▸ DIRECTIVE: Reproduce the listing exactly and skip over any pictures.

▸ RAW DATA:
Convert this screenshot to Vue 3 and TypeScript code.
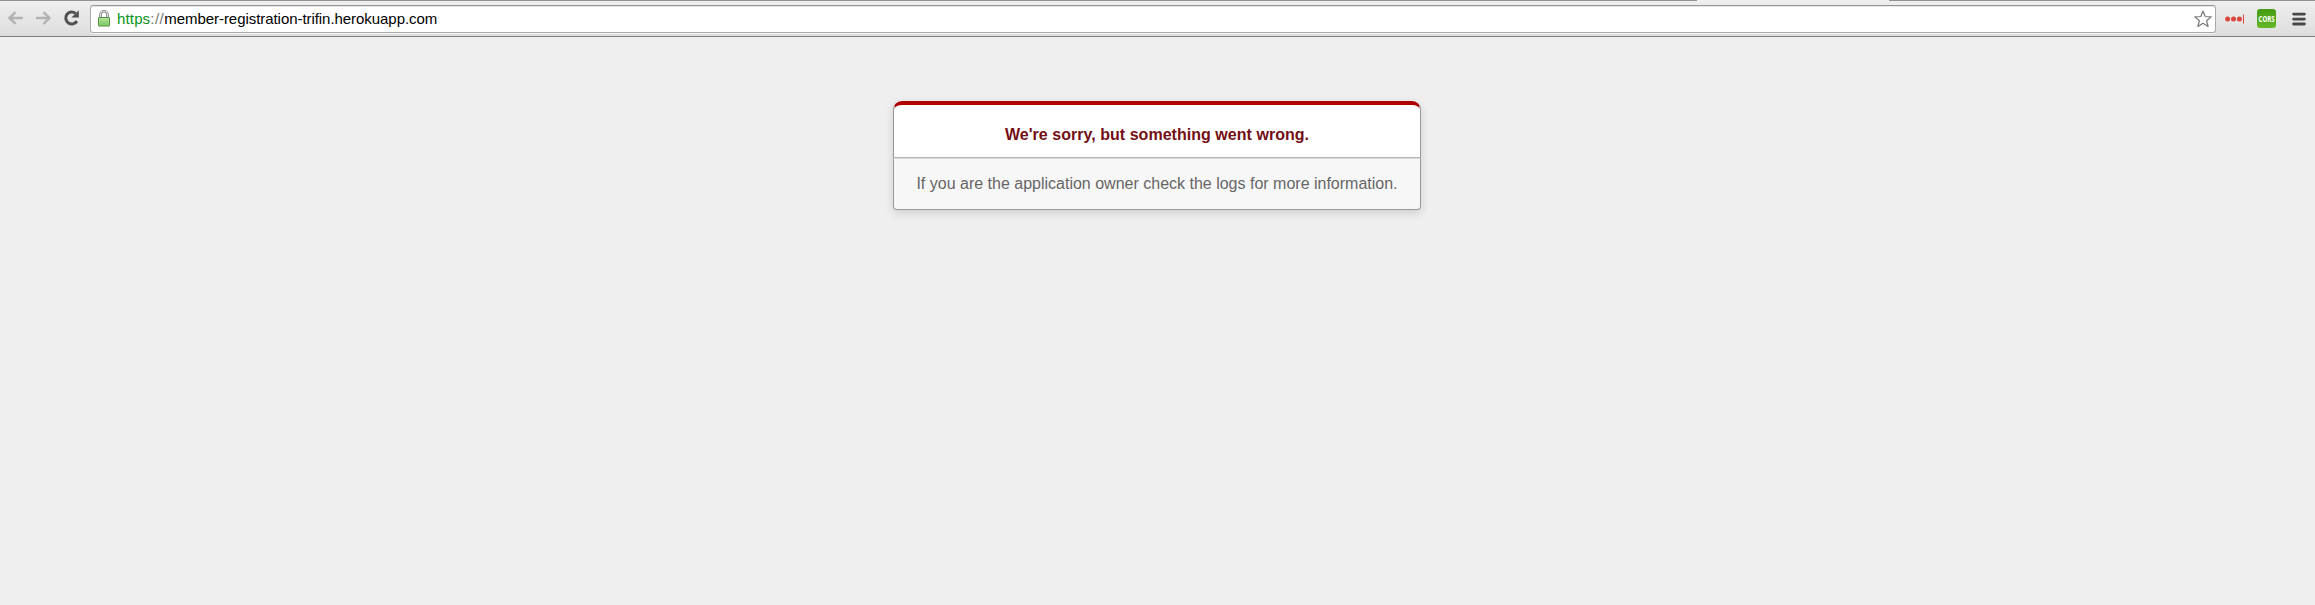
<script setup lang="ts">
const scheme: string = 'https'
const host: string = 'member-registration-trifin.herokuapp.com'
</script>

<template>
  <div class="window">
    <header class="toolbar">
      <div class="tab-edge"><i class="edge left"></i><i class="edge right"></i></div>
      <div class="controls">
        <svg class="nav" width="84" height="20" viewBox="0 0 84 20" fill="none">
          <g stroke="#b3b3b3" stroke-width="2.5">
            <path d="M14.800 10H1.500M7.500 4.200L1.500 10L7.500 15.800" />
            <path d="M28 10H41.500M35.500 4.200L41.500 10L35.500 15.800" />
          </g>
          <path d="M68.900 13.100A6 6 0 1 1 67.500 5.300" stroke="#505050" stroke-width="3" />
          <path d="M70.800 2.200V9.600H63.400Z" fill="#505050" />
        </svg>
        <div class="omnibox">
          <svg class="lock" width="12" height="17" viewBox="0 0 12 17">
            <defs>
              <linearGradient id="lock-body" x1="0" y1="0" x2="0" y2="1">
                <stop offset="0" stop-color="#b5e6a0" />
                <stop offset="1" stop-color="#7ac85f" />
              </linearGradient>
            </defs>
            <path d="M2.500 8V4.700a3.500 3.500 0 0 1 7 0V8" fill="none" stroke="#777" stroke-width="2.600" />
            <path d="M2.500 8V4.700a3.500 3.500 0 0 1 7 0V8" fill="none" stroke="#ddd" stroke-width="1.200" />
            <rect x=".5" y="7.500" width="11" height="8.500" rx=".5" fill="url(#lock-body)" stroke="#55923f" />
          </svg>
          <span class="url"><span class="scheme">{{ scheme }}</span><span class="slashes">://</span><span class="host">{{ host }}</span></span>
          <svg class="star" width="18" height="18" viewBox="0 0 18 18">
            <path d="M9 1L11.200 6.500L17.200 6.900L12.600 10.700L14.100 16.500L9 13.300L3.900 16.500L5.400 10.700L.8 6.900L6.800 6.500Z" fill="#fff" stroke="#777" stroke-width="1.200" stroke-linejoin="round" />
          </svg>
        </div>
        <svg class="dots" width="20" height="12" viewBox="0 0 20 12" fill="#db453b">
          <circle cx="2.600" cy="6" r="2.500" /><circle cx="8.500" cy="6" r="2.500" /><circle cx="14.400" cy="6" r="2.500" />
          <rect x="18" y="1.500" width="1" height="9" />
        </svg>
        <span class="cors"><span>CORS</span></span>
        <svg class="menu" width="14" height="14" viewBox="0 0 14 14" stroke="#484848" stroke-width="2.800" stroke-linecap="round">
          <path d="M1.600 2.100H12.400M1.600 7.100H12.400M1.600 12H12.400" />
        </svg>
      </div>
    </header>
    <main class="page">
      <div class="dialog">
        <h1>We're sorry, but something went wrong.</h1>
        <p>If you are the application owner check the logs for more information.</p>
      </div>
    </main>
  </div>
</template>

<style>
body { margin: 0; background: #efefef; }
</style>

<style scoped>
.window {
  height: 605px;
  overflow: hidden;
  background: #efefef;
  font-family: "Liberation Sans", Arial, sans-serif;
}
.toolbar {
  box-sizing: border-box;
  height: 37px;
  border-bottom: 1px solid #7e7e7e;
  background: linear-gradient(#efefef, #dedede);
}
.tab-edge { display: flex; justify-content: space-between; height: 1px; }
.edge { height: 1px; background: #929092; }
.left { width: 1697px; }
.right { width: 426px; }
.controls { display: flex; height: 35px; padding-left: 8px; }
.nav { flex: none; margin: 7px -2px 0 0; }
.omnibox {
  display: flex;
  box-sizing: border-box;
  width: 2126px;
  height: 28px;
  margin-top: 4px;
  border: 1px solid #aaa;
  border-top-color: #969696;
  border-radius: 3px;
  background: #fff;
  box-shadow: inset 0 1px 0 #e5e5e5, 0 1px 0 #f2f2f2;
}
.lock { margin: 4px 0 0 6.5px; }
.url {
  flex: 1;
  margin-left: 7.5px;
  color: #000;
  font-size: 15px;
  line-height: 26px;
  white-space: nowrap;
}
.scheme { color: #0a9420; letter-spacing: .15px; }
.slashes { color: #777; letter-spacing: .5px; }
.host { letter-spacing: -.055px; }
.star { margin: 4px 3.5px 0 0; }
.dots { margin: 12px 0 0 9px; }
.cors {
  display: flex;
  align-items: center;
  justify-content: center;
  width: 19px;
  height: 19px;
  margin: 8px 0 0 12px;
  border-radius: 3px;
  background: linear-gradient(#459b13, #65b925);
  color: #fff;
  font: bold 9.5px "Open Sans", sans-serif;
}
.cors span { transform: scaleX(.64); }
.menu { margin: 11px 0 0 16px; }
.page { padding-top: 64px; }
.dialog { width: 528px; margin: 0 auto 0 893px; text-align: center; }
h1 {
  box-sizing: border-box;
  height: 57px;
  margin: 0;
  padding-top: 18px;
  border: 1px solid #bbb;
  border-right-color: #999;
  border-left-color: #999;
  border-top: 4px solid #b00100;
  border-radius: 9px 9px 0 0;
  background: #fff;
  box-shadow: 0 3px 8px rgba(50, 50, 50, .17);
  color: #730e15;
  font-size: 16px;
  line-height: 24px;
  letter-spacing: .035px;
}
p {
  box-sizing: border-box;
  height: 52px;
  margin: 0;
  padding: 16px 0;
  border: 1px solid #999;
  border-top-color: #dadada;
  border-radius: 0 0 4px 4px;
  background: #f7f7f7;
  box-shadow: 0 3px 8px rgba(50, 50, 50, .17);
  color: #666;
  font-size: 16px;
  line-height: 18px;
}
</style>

▸ RESPONSE TO THE TASK:
Convert this screenshot to Vue 3 and TypeScript code.
<script setup lang="ts">
const scheme: string = 'https'
const host: string = 'member-registration-trifin.herokuapp.com'
</script>

<template>
  <div class="window">
    <header class="toolbar">
      <div class="tab-edge"><i class="edge left"></i><i class="edge right"></i></div>
      <div class="controls">
        <svg class="nav" width="84" height="20" viewBox="0 0 84 20" fill="none">
          <g stroke="#b3b3b3" stroke-width="2.5">
            <path d="M14.800 10H1.500M7.500 4.200L1.500 10L7.500 15.800" />
            <path d="M28 10H41.500M35.500 4.200L41.500 10L35.500 15.800" />
          </g>
          <path d="M68.900 13.100A6 6 0 1 1 67.500 5.300" stroke="#505050" stroke-width="3" />
          <path d="M70.800 2.200V9.600H63.400Z" fill="#505050" />
        </svg>
        <div class="omnibox">
          <svg class="lock" width="12" height="17" viewBox="0 0 12 17">
            <defs>
              <linearGradient id="lock-body" x1="0" y1="0" x2="0" y2="1">
                <stop offset="0" stop-color="#b5e6a0" />
                <stop offset="1" stop-color="#7ac85f" />
              </linearGradient>
            </defs>
            <path d="M2.500 8V4.700a3.500 3.500 0 0 1 7 0V8" fill="none" stroke="#777" stroke-width="2.600" />
            <path d="M2.500 8V4.700a3.500 3.500 0 0 1 7 0V8" fill="none" stroke="#ddd" stroke-width="1.200" />
            <rect x=".5" y="7.500" width="11" height="8.500" rx=".5" fill="url(#lock-body)" stroke="#55923f" />
          </svg>
          <span class="url"><span class="scheme">{{ scheme }}</span><span class="slashes">://</span><span class="host">{{ host }}</span></span>
          <svg class="star" width="18" height="18" viewBox="0 0 18 18">
            <path d="M9 1L11.200 6.500L17.200 6.900L12.600 10.700L14.100 16.500L9 13.300L3.900 16.500L5.400 10.700L.8 6.900L6.800 6.500Z" fill="#fff" stroke="#777" stroke-width="1.200" stroke-linejoin="round" />
          </svg>
        </div>
        <svg class="dots" width="20" height="12" viewBox="0 0 20 12" fill="#db453b">
          <circle cx="2.600" cy="6" r="2.500" /><circle cx="8.500" cy="6" r="2.500" /><circle cx="14.400" cy="6" r="2.500" />
          <rect x="18" y="1.500" width="1" height="9" />
        </svg>
        <span class="cors"><span>CORS</span></span>
        <svg class="menu" width="14" height="14" viewBox="0 0 14 14" stroke="#484848" stroke-width="2.800" stroke-linecap="round">
          <path d="M1.600 2.100H12.400M1.600 7.100H12.400M1.600 12H12.400" />
        </svg>
      </div>
    </header>
    <main class="page">
      <div class="dialog">
        <h1>We're sorry, but something went wrong.</h1>
        <p>If you are the application owner check the logs for more information.</p>
      </div>
    </main>
  </div>
</template>

<style>
body { margin: 0; background: #efefef; }
</style>

<style scoped>
.window {
  height: 605px;
  overflow: hidden;
  background: #efefef;
  font-family: "Liberation Sans", Arial, sans-serif;
}
.toolbar {
  box-sizing: border-box;
  height: 37px;
  border-bottom: 1px solid #7e7e7e;
  background: linear-gradient(#efefef, #dedede);
}
.tab-edge { display: flex; justify-content: space-between; height: 1px; }
.edge { height: 1px; background: #929092; }
.left { width: 1697px; }
.right { width: 426px; }
.controls { display: flex; height: 35px; padding-left: 8px; }
.nav { flex: none; margin: 7px -2px 0 0; }
.omnibox {
  display: flex;
  box-sizing: border-box;
  width: 2126px;
  height: 28px;
  margin-top: 4px;
  border: 1px solid #aaa;
  border-top-color: #969696;
  border-radius: 3px;
  background: #fff;
  box-shadow: inset 0 1px 0 #e5e5e5, 0 1px 0 #f2f2f2;
}
.lock { margin: 4px 0 0 6.5px; }
.url {
  flex: 1;
  margin-left: 7.5px;
  color: #000;
  font-size: 15px;
  line-height: 26px;
  white-space: nowrap;
}
.scheme { color: #0a9420; letter-spacing: .15px; }
.slashes { color: #777; letter-spacing: .5px; }
.host { letter-spacing: -.055px; }
.star { margin: 4px 3.5px 0 0; }
.dots { margin: 12px 0 0 9px; }
.cors {
  display: flex;
  align-items: center;
  justify-content: center;
  width: 19px;
  height: 19px;
  margin: 8px 0 0 12px;
  border-radius: 3px;
  background: linear-gradient(#459b13, #65b925);
  color: #fff;
  font: bold 9.5px "Open Sans", sans-serif;
}
.cors span { transform: scaleX(.64); }
.menu { margin: 11px 0 0 16px; }
.page { padding-top: 64px; }
.dialog { width: 528px; margin: 0 auto 0 893px; text-align: center; }
h1 {
  box-sizing: border-box;
  height: 57px;
  margin: 0;
  padding-top: 18px;
  border: 1px solid #bbb;
  border-right-color: #999;
  border-left-color: #999;
  border-top: 4px solid #b00100;
  border-radius: 9px 9px 0 0;
  background: #fff;
  box-shadow: 0 3px 8px rgba(50, 50, 50, .17);
  color: #730e15;
  font-size: 16px;
  line-height: 24px;
  letter-spacing: .035px;
}
p {
  box-sizing: border-box;
  height: 52px;
  margin: 0;
  padding: 16px 0;
  border: 1px solid #999;
  border-top-color: #dadada;
  border-radius: 0 0 4px 4px;
  background: #f7f7f7;
  box-shadow: 0 3px 8px rgba(50, 50, 50, .17);
  color: #666;
  font-size: 16px;
  line-height: 18px;
}
</style>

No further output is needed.